§ PROVIDED DATA

******************************

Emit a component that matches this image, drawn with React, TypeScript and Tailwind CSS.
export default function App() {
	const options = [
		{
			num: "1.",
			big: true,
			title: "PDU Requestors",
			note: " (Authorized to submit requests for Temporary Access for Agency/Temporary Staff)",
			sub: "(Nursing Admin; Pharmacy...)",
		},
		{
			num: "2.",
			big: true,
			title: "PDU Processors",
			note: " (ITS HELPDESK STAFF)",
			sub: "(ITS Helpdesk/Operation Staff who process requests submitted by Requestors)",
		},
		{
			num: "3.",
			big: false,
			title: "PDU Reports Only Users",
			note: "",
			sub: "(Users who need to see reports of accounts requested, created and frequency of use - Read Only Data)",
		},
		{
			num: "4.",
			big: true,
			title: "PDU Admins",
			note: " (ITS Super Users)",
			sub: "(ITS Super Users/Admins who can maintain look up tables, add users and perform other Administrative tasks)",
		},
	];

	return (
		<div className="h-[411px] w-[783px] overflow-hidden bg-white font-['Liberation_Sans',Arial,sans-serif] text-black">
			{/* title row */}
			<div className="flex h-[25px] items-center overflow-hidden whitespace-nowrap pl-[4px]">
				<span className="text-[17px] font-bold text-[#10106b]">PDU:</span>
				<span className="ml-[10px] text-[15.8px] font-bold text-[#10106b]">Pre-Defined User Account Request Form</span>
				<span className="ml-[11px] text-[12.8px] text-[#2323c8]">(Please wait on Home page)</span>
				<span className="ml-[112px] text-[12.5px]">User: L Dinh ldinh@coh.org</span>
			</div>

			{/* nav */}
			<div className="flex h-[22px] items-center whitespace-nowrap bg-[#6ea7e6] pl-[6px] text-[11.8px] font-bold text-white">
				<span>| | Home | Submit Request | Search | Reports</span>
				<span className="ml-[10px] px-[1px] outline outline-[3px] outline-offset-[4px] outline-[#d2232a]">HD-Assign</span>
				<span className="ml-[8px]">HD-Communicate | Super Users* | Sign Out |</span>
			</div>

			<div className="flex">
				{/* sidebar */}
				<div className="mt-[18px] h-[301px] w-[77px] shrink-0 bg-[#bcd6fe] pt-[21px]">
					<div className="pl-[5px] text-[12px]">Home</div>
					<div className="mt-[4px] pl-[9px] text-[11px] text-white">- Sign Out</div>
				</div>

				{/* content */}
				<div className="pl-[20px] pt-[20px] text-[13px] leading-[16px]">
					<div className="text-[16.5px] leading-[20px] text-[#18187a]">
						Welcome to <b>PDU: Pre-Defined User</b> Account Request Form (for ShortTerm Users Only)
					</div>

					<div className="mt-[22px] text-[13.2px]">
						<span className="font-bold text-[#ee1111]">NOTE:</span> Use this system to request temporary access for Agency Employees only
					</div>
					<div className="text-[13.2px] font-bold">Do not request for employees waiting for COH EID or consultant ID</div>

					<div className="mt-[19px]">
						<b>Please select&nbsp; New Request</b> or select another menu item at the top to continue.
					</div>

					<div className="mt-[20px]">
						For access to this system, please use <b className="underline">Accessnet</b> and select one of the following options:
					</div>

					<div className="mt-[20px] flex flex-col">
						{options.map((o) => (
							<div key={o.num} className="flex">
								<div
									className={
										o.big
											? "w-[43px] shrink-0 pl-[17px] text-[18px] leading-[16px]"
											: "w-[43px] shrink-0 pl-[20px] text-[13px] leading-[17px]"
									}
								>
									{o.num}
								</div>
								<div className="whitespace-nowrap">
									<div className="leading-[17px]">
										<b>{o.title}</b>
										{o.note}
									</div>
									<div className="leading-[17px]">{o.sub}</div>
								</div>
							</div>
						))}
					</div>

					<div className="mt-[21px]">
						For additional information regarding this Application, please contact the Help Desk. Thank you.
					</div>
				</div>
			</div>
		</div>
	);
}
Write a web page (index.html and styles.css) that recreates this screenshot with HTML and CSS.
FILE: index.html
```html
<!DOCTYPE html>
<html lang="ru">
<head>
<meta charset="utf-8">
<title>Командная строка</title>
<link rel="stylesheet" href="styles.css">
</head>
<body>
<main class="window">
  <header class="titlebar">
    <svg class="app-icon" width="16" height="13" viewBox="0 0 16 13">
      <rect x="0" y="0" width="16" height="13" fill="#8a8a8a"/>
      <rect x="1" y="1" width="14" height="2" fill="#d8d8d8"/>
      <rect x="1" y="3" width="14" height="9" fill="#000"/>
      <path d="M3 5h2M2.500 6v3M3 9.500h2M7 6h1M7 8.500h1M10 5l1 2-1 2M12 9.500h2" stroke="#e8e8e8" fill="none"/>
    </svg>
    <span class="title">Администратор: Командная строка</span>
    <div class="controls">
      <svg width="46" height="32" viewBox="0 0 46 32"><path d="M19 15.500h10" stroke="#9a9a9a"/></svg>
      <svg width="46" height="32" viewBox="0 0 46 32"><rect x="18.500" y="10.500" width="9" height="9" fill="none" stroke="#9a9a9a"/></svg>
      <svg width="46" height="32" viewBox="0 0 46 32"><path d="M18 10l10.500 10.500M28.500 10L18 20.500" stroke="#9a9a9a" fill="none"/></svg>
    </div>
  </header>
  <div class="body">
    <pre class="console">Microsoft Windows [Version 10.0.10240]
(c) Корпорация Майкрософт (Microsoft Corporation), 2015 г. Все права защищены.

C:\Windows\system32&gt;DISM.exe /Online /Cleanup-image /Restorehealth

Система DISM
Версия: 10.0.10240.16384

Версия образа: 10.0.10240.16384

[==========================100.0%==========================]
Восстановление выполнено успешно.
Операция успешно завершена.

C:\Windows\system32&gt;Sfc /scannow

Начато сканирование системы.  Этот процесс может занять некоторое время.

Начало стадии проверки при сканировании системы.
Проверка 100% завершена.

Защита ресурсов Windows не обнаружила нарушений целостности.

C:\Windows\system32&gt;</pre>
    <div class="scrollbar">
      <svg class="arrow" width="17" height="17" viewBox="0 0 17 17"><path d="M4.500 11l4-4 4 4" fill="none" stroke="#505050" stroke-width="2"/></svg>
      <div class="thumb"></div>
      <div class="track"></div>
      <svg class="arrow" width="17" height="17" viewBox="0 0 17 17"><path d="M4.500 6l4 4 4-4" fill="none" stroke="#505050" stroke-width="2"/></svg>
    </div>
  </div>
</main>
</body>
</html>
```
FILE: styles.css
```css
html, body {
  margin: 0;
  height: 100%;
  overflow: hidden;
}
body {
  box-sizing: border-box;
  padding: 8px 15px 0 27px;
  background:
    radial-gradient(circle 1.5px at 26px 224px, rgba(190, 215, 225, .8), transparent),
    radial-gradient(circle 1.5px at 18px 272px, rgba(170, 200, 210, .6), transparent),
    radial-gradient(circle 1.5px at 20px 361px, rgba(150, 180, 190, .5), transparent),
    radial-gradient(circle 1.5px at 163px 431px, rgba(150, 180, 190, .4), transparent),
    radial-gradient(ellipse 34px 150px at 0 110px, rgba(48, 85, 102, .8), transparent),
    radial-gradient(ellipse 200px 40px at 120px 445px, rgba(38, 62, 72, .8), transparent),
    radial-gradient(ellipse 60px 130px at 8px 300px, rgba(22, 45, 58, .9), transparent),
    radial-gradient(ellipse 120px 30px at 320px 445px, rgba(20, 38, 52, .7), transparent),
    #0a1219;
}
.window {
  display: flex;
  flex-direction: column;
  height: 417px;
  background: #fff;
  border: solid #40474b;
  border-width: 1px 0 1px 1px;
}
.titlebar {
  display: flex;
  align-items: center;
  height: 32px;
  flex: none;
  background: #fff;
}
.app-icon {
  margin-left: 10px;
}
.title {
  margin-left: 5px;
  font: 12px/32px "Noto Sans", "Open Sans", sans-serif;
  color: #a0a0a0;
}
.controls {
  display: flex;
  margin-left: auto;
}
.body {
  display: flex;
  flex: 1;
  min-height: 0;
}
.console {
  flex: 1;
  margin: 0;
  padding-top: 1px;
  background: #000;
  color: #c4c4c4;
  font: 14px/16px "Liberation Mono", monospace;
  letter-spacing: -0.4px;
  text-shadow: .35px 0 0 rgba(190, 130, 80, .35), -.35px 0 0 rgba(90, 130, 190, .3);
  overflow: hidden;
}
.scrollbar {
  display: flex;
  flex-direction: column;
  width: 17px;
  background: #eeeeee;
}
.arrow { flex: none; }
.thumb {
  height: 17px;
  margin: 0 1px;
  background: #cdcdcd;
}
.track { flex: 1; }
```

******************************

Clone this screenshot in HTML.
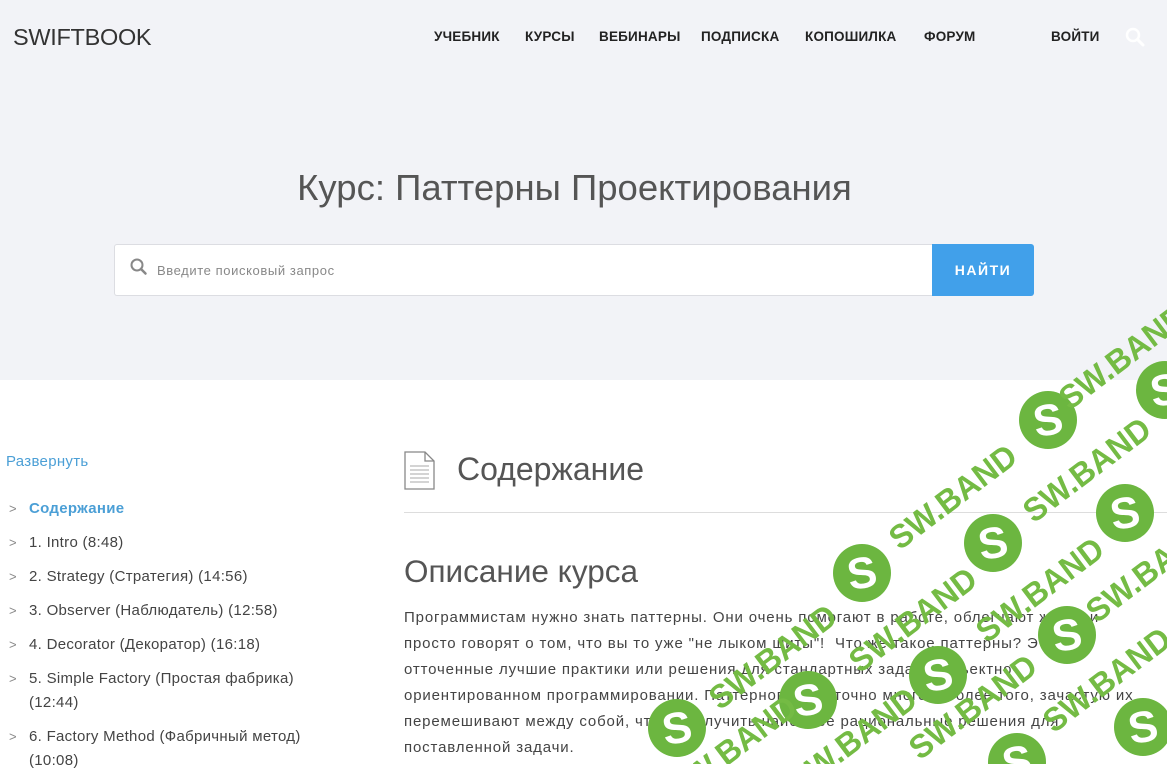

******************************

§ INSTRUCTIONS FOR THE TASK
Check each line above for the string "page" and show the ones that have it.

§ RESPONSE TO THE EXERCISE
				<span className="ml-[11px] text-[12.8px] text-[#2323c8]">(Please wait on Home page)</span>
Write a web page (index.html and styles.css) that recreates this screenshot with HTML and CSS.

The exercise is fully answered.